Visual Signalman

Despite the holidays, there are a few faint signs of life on eBay now.  In fact more than faint, as this 1963 Tom Eckersley went for a whopping £123.65 a few days ago.  Not to us, I hasten to add.

Tom Eckersley vintage London Transport poster 1960s Cutty sark

I’m not sure what’s going on here.  It may be that later Eckersley posters are starting to rise in value, which would make sense as they certainly seem to be very popular out there on the visual web. Equally, it could be that people are engaging in silly bidding because there is so little else on offer right now.

It’s not just the Eckersleys either.
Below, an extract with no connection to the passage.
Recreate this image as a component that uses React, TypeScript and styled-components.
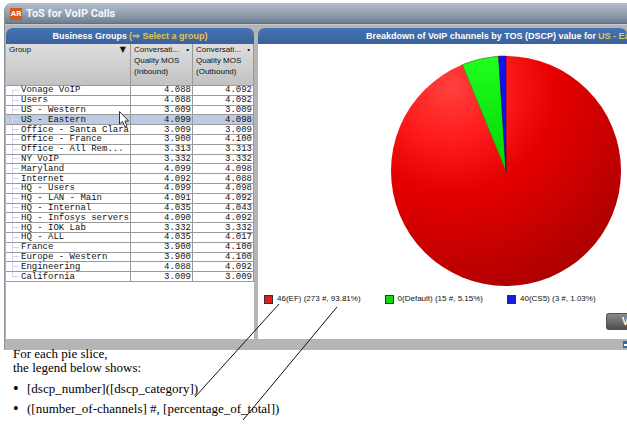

The seller had a few more London Transport posters for auction, so this John Farleigh went for £83 too, in spite of some of the more eccentric (and less informative) photographs I’ve seen for a while.  This is the best, which isn’t saying much.

John Farleigh vintage London Transport poster eBay tulips lo winter is past

They dated it as 1960s but it looks a bit earlier to me.  But I can’t find it on the London Transport Museum site or indeed anywhere else, so if someone out there knows more, I’d love to hear from you.

We did get this Carol Barker for just £23, though.

Carol Barker vintage Hampstead poster London Transport

She’ll be fashionable one of these days, you mark my words.

Elsewhere on eBay, in America to be precise, there are a set of three World War Two British Navy posters for sale.  They’re pretty expensive too, at $140 a pop starting price, but I mention them because they are quite interesting.

Visual Signalman vintage world war two propaganda poster British Navy

They’re a celebration of what are clearly some of the less exciting jobs within the Navy – Stores Assistant anyone?  Although I don’t know whether their aim is recruitment, or just to reassure the people in these jobs that they are also a valuable part of the Navy too.

Stores Assistants vintage world war two poster ebay

What makes them really interesting is that I have never ever seen them anywhere else before (and goodness knows I have been looking at more than enough World war Two posters over the last few months).  They are by an artist called M Bertram about whom I know nothing either and generally they are a complete mystery.  But I do think they are real.

Finally, my searches for the John Farleigh poster above did lead me to this.  Which needs no further comment really.

John  Farleigh poster vintage London Transport 1937 yes really

  • One of the pictures of the Tulip Farleigh appears to show a January 1965 print code, but it is not easy to make out.
    Another copy of this poster came up on eBay a year ago and I was surprised then to find it missing from the LTM archive. This was one of the things that made me question how comprehensive that collection is. May be they bought it?!?!

  • I know what you mean, I always think their archive is infalliable. Although I don’t know why, given that I once sat next to one of their curators at a Christies sale and watched him buy almost industrial quantities of posters. I’d be interested to know what their buying policy is.